(begin)
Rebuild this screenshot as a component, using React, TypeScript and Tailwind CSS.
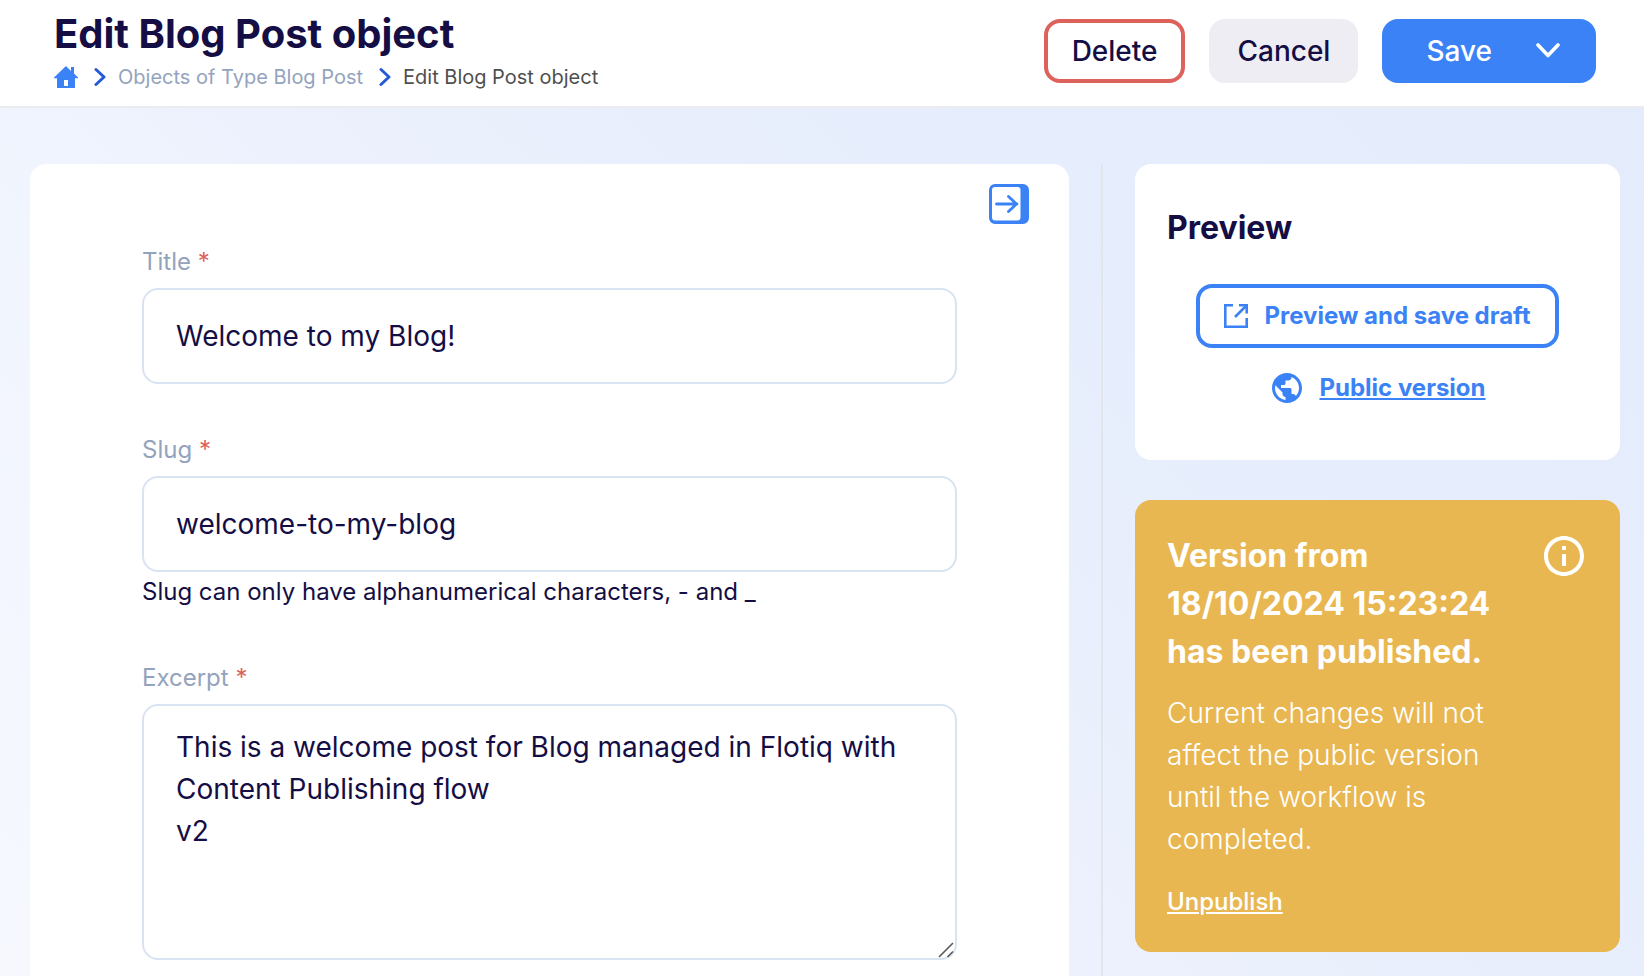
import React from "react";
import { MdInfoOutline, MdPublic } from "react-icons/md";

function HomeIcon() {
  return (
    <svg viewBox="0 0 24 24" className="size-6" fill="currentColor" aria-hidden="true">
      <path fillRule="evenodd" d="M12 1 L17 6 V2 H20 V8.6 L24 12.6 V13.2 H21 V23 H3 V13.2 H0 V12.6 Z M10 15 V21 H14 V15 Z" />
    </svg>
  );
}

function ChevronRight() {
  return (
    <svg viewBox="0 0 12 20" className="h-5 w-3 text-[#2459d9]" fill="none" stroke="currentColor" strokeWidth="3" strokeLinecap="round" strokeLinejoin="round" aria-hidden="true">
      <path d="M2 2.5 L10 10 L2 17.5" />
    </svg>
  );
}

function ChevronDown() {
  return (
    <svg viewBox="0 0 24 16" className="h-4 w-6" fill="none" stroke="currentColor" strokeWidth="3.6" strokeLinecap="round" strokeLinejoin="round" aria-hidden="true">
      <path d="M2 2 L12 12.5 L22 2" />
    </svg>
  );
}

function CollapseIcon() {
  return (
    <svg viewBox="0 0 40 40" className="size-10" aria-hidden="true">
      <path fill="currentColor" fillRule="evenodd" d="M6 0H34A6 6 0 0 1 40 6V34A6 6 0 0 1 34 40H6A6 6 0 0 1 0 34V6A6 6 0 0 1 6 0ZM6 3A3 3 0 0 0 3 6V34A3 3 0 0 0 6 36.5H28.5A3 3 0 0 0 31.5 34V6A3 3 0 0 0 28.5 3Z" />
      <path fill="none" stroke="currentColor" strokeWidth="2.8" strokeLinecap="round" strokeLinejoin="round" d="M7.5 20H28M19.5 12.5L27.5 20L19.5 27.5" />
    </svg>
  );
}

function OpenIcon() {
  return (
    <svg viewBox="0 0 24 24" className="size-6" fill="none" stroke="currentColor" strokeWidth="2.6" aria-hidden="true">
      <path d="M9 1.3H1.3V22.7H22.7V14" />
      <path d="M11 13L22 2" />
      <path d="M15 1.3H22.7V9.5" />
    </svg>
  );
}

const fieldBox =
  "block w-full rounded-2xl border-2 border-[#dae3f2] bg-white px-8 text-[28px] leading-[42px] text-[#140e45] outline-none";

function Field({ id, label, help, children }: { id: string; label: string; help?: string; children: React.ReactNode }) {
  return (
    <div>
      <label htmlFor={id} className="mb-2 block text-2xl leading-9 text-[#94a3bd]">
        {label} <span className="text-[#dd625c]">*</span>
      </label>
      {children}
      {help && <p className="my-1 text-2xl text-[#140e45]">{help}</p>}
    </div>
  );
}

export default function App() {
  return (
    <div className="flex min-h-screen flex-col bg-[linear-gradient(225deg,#e4ebfb_0%,#e6edfc_30%,#e9effc_45%,#edf1fd_58%,#f1f5fe_70%,#f6f8fe_100%)] font-['Inter',sans-serif] text-[#140e45]">
      <header className="flex items-start justify-between border-b-2 border-[#ececf0] bg-white pr-12 pl-[54px]">
        <div className="pt-2.5 pb-[15px]">
          <h1 className="text-[40px] leading-12 font-bold">Edit Blog Post object</h1>
          <nav aria-label="Breadcrumb" className="mt-[5px] flex items-center text-xl leading-7">
            <a href="#home" aria-label="Home" className="mr-4 text-[#3b82f6]"><HomeIcon /></a>
            <ChevronRight />
            <a href="#objects" className="mr-4 ml-3 text-[#94a3bd]">Objects of Type Blog Post</a>
            <ChevronRight />
            <span className="ml-3 text-[#4f4f4f]">Edit Blog Post object</span>
          </nav>
        </div>
        <div className="flex gap-6 pt-[19px] text-[28px] font-medium">
          <button type="button" className="h-16 rounded-2xl border-4 border-[#dd625c] px-6">Delete</button>
          <button type="button" className="h-16 rounded-2xl bg-[#eeedf3] px-7">Cancel</button>
          <button type="button" className="flex h-16 items-center gap-11 rounded-2xl bg-[#3b82f6] pr-9 pl-11 text-white">
            Save
            <ChevronDown />
          </button>
        </div>
      </header>

      <main className="flex flex-1 pt-14 pr-6 pl-[30px]">
        <section className="min-w-0 flex-1 rounded-t-2xl bg-white px-28 pt-5">
          <div className="-mr-18 flex justify-end">
            <button type="button" aria-label="Collapse sidebar" className="text-[#3b82f6]"><CollapseIcon /></button>
          </div>
          <form className="mt-5 flex flex-col gap-12">
            <Field id="title" label="Title">
              <input id="title" defaultValue="Welcome to my Blog!" className={`${fieldBox} h-24`} />
            </Field>
            <Field id="slug" label="Slug" help="Slug can only have alphanumerical characters, - and _">
              <input id="slug" defaultValue="welcome-to-my-blog" className={`${fieldBox} h-24`} />
            </Field>
            <Field id="excerpt" label="Excerpt">
              <div className="relative">
                <textarea
                  id="excerpt"
                  defaultValue={"This is a welcome post for Blog managed in Flotiq with Content Publishing flow\nv2"}
                  className={`${fieldBox} h-64 resize-none py-5`}
                />
                <svg viewBox="0 0 16 16" className="pointer-events-none absolute right-[3px] bottom-0.5 size-4 text-[#5a5a5a]" stroke="currentColor" strokeWidth="1.6" fill="none" aria-hidden="true">
                  <path d="M1 15L15 1M9.5 15L15 9.5" />
                </svg>
              </div>
            </Field>
          </form>
        </section>

        <div className="mx-8 w-0.5 bg-[#e3e5ec]" />

        <aside className="flex w-[485px] shrink-0 flex-col gap-10">
          <section className="rounded-2xl bg-white px-8 pt-10 pb-[54px]">
            <h2 className="text-[32px] leading-12 font-bold">Preview</h2>
            <div className="mt-8 flex flex-col items-center gap-[22px] text-2xl font-bold text-[#3b82f6]">
              <button type="button" className="flex h-16 items-center gap-4 rounded-2xl border-4 border-[#3b82f6] px-6">
                <OpenIcon />
                Preview and save draft
              </button>
              <a href="#public" className="flex items-center gap-3.5 leading-9">
                <MdPublic className="size-9" />
                <span className="underline">Public version</span>
              </a>
            </div>
          </section>

          <section className="rounded-2xl bg-[#e9b752] p-8 text-white">
            <div className="flex items-start justify-between">
              <div className="w-[340px]">
                <h2 className="text-[32px] leading-12 font-bold">Version from 18/10/2024 15:23:24 has been published.</h2>
                <p className="mt-4 text-[28px] leading-[42px] font-light">
                  Current changes will not affect the public version until the workflow is completed.
                </p>
              </div>
              <MdInfoOutline className="size-12" />
            </div>
            <button type="button" className="mt-6 block text-2xl leading-9 font-medium underline">Unpublish</button>
          </section>
        </aside>
      </main>
    </div>
  );
}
(end)
Every line above should be repeated exactly; pictures stay out of the copy.

RESULT:
Rebuild this screenshot as a component, using React, TypeScript and Tailwind CSS.
import React from "react";
import { MdInfoOutline, MdPublic } from "react-icons/md";

function HomeIcon() {
  return (
    <svg viewBox="0 0 24 24" className="size-6" fill="currentColor" aria-hidden="true">
      <path fillRule="evenodd" d="M12 1 L17 6 V2 H20 V8.6 L24 12.6 V13.2 H21 V23 H3 V13.2 H0 V12.6 Z M10 15 V21 H14 V15 Z" />
    </svg>
  );
}

function ChevronRight() {
  return (
    <svg viewBox="0 0 12 20" className="h-5 w-3 text-[#2459d9]" fill="none" stroke="currentColor" strokeWidth="3" strokeLinecap="round" strokeLinejoin="round" aria-hidden="true">
      <path d="M2 2.5 L10 10 L2 17.5" />
    </svg>
  );
}

function ChevronDown() {
  return (
    <svg viewBox="0 0 24 16" className="h-4 w-6" fill="none" stroke="currentColor" strokeWidth="3.6" strokeLinecap="round" strokeLinejoin="round" aria-hidden="true">
      <path d="M2 2 L12 12.5 L22 2" />
    </svg>
  );
}

function CollapseIcon() {
  return (
    <svg viewBox="0 0 40 40" className="size-10" aria-hidden="true">
      <path fill="currentColor" fillRule="evenodd" d="M6 0H34A6 6 0 0 1 40 6V34A6 6 0 0 1 34 40H6A6 6 0 0 1 0 34V6A6 6 0 0 1 6 0ZM6 3A3 3 0 0 0 3 6V34A3 3 0 0 0 6 36.5H28.5A3 3 0 0 0 31.5 34V6A3 3 0 0 0 28.5 3Z" />
      <path fill="none" stroke="currentColor" strokeWidth="2.8" strokeLinecap="round" strokeLinejoin="round" d="M7.5 20H28M19.5 12.5L27.5 20L19.5 27.5" />
    </svg>
  );
}

function OpenIcon() {
  return (
    <svg viewBox="0 0 24 24" className="size-6" fill="none" stroke="currentColor" strokeWidth="2.6" aria-hidden="true">
      <path d="M9 1.3H1.3V22.7H22.7V14" />
      <path d="M11 13L22 2" />
      <path d="M15 1.3H22.7V9.5" />
    </svg>
  );
}

const fieldBox =
  "block w-full rounded-2xl border-2 border-[#dae3f2] bg-white px-8 text-[28px] leading-[42px] text-[#140e45] outline-none";

function Field({ id, label, help, children }: { id: string; label: string; help?: string; children: React.ReactNode }) {
  return (
    <div>
      <label htmlFor={id} className="mb-2 block text-2xl leading-9 text-[#94a3bd]">
        {label} <span className="text-[#dd625c]">*</span>
      </label>
      {children}
      {help && <p className="my-1 text-2xl text-[#140e45]">{help}</p>}
    </div>
  );
}

export default function App() {
  return (
    <div className="flex min-h-screen flex-col bg-[linear-gradient(225deg,#e4ebfb_0%,#e6edfc_30%,#e9effc_45%,#edf1fd_58%,#f1f5fe_70%,#f6f8fe_100%)] font-['Inter',sans-serif] text-[#140e45]">
      <header className="flex items-start justify-between border-b-2 border-[#ececf0] bg-white pr-12 pl-[54px]">
        <div className="pt-2.5 pb-[15px]">
          <h1 className="text-[40px] leading-12 font-bold">Edit Blog Post object</h1>
          <nav aria-label="Breadcrumb" className="mt-[5px] flex items-center text-xl leading-7">
            <a href="#home" aria-label="Home" className="mr-4 text-[#3b82f6]"><HomeIcon /></a>
            <ChevronRight />
            <a href="#objects" className="mr-4 ml-3 text-[#94a3bd]">Objects of Type Blog Post</a>
            <ChevronRight />
            <span className="ml-3 text-[#4f4f4f]">Edit Blog Post object</span>
          </nav>
        </div>
        <div className="flex gap-6 pt-[19px] text-[28px] font-medium">
          <button type="button" className="h-16 rounded-2xl border-4 border-[#dd625c] px-6">Delete</button>
          <button type="button" className="h-16 rounded-2xl bg-[#eeedf3] px-7">Cancel</button>
          <button type="button" className="flex h-16 items-center gap-11 rounded-2xl bg-[#3b82f6] pr-9 pl-11 text-white">
            Save
            <ChevronDown />
          </button>
        </div>
      </header>

      <main className="flex flex-1 pt-14 pr-6 pl-[30px]">
        <section className="min-w-0 flex-1 rounded-t-2xl bg-white px-28 pt-5">
          <div className="-mr-18 flex justify-end">
            <button type="button" aria-label="Collapse sidebar" className="text-[#3b82f6]"><CollapseIcon /></button>
          </div>
          <form className="mt-5 flex flex-col gap-12">
            <Field id="title" label="Title">
              <input id="title" defaultValue="Welcome to my Blog!" className={`${fieldBox} h-24`} />
            </Field>
            <Field id="slug" label="Slug" help="Slug can only have alphanumerical characters, - and _">
              <input id="slug" defaultValue="welcome-to-my-blog" className={`${fieldBox} h-24`} />
            </Field>
            <Field id="excerpt" label="Excerpt">
              <div className="relative">
                <textarea
                  id="excerpt"
                  defaultValue={"This is a welcome post for Blog managed in Flotiq with Content Publishing flow\nv2"}
                  className={`${fieldBox} h-64 resize-none py-5`}
                />
                <svg viewBox="0 0 16 16" className="pointer-events-none absolute right-[3px] bottom-0.5 size-4 text-[#5a5a5a]" stroke="currentColor" strokeWidth="1.6" fill="none" aria-hidden="true">
                  <path d="M1 15L15 1M9.5 15L15 9.5" />
                </svg>
              </div>
            </Field>
          </form>
        </section>

        <div className="mx-8 w-0.5 bg-[#e3e5ec]" />

        <aside className="flex w-[485px] shrink-0 flex-col gap-10">
          <section className="rounded-2xl bg-white px-8 pt-10 pb-[54px]">
            <h2 className="text-[32px] leading-12 font-bold">Preview</h2>
            <div className="mt-8 flex flex-col items-center gap-[22px] text-2xl font-bold text-[#3b82f6]">
              <button type="button" className="flex h-16 items-center gap-4 rounded-2xl border-4 border-[#3b82f6] px-6">
                <OpenIcon />
                Preview and save draft
              </button>
              <a href="#public" className="flex items-center gap-3.5 leading-9">
                <MdPublic className="size-9" />
                <span className="underline">Public version</span>
              </a>
            </div>
          </section>

          <section className="rounded-2xl bg-[#e9b752] p-8 text-white">
            <div className="flex items-start justify-between">
              <div className="w-[340px]">
                <h2 className="text-[32px] leading-12 font-bold">Version from 18/10/2024 15:23:24 has been published.</h2>
                <p className="mt-4 text-[28px] leading-[42px] font-light">
                  Current changes will not affect the public version until the workflow is completed.
                </p>
              </div>
              <MdInfoOutline className="size-12" />
            </div>
            <button type="button" className="mt-6 block text-2xl leading-9 font-medium underline">Unpublish</button>
          </section>
        </aside>
      </main>
    </div>
  );
}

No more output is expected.